RE: sharing the harvest
- To: "'Jen Anonia'" , community_garden@mallorn.com
- Subject: RE: [cg] sharing the harvest
- From: H* A*
- Date: Thu, 15 Mar 2001 12:43:15 -0500
Jen,
Small is relative. The garden that I volunteer in is 100' x150' in size.
Only half of the space, roughly, is dedicated to 108 individual raised beds
that are 6'x4' in size. It's amazing how much food you can get out of a good
Jeavons/bioenergetic/Alan Chadwick style raised bed of that size!
A large communal garden and harvest can be problematic because of the human
element ( e.g., "I'm workin' and weedin' in here every day, this guy comes
in and sunbathes once a week...he wants an equal share?" or "What are you
doing, picking and eating!" etc. ) There are undoubtedly many gardens that
work well on the "share" programme, but I personally don't recommend it.
I've found that individual plot gardeners will work as volunteers on
communal beds as long as they have their own thing going as well. Well
delineated individual raised beds work best and help keep neighbors
friendly.
If you're going to do something much smaller ( like a traffic triangle or a
viewing garden) you may decide to get out of the food business and work on
creating some "eye candy" for the neighborhood on a communal basis.
Here's the site for the garden that I garden and volunteer in.
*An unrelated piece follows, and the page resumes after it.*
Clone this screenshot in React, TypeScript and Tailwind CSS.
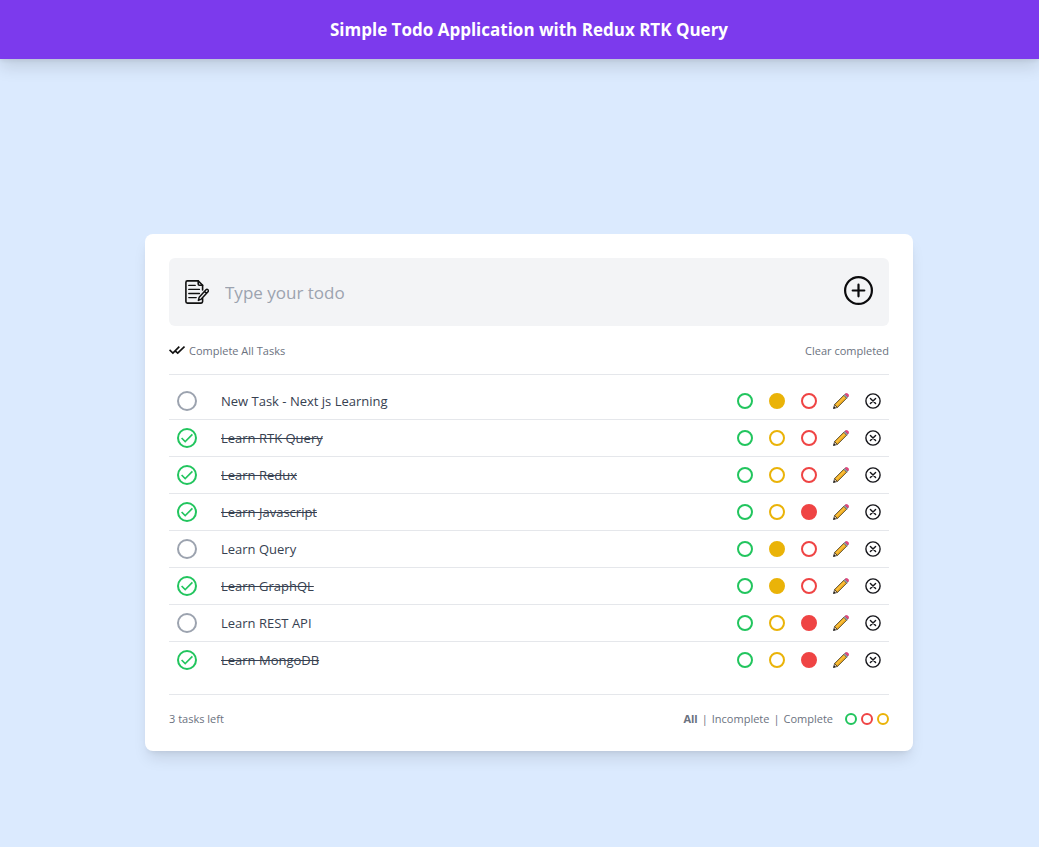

http://www.clintoncommunitygarden.org
Once you're established as a garden, please consider joining the American
Community Gardening Association. For 25 bucks a year you instantly become
part of an international organization (we have Canadians, Japanese and a
coupla European members) of community gardeners. Check out this link for all
the goodies you can get as a member:
http://www.communitygarden.org/about/membership.html
There are karmic benefits to joining the ACGA as well.
Happy gardening, please let us know how it works out for you,
Adam Honigman
> -----Original Message-----
> From: Jen Anonia [SMTP:youthfarm@foodforlanecounty.org]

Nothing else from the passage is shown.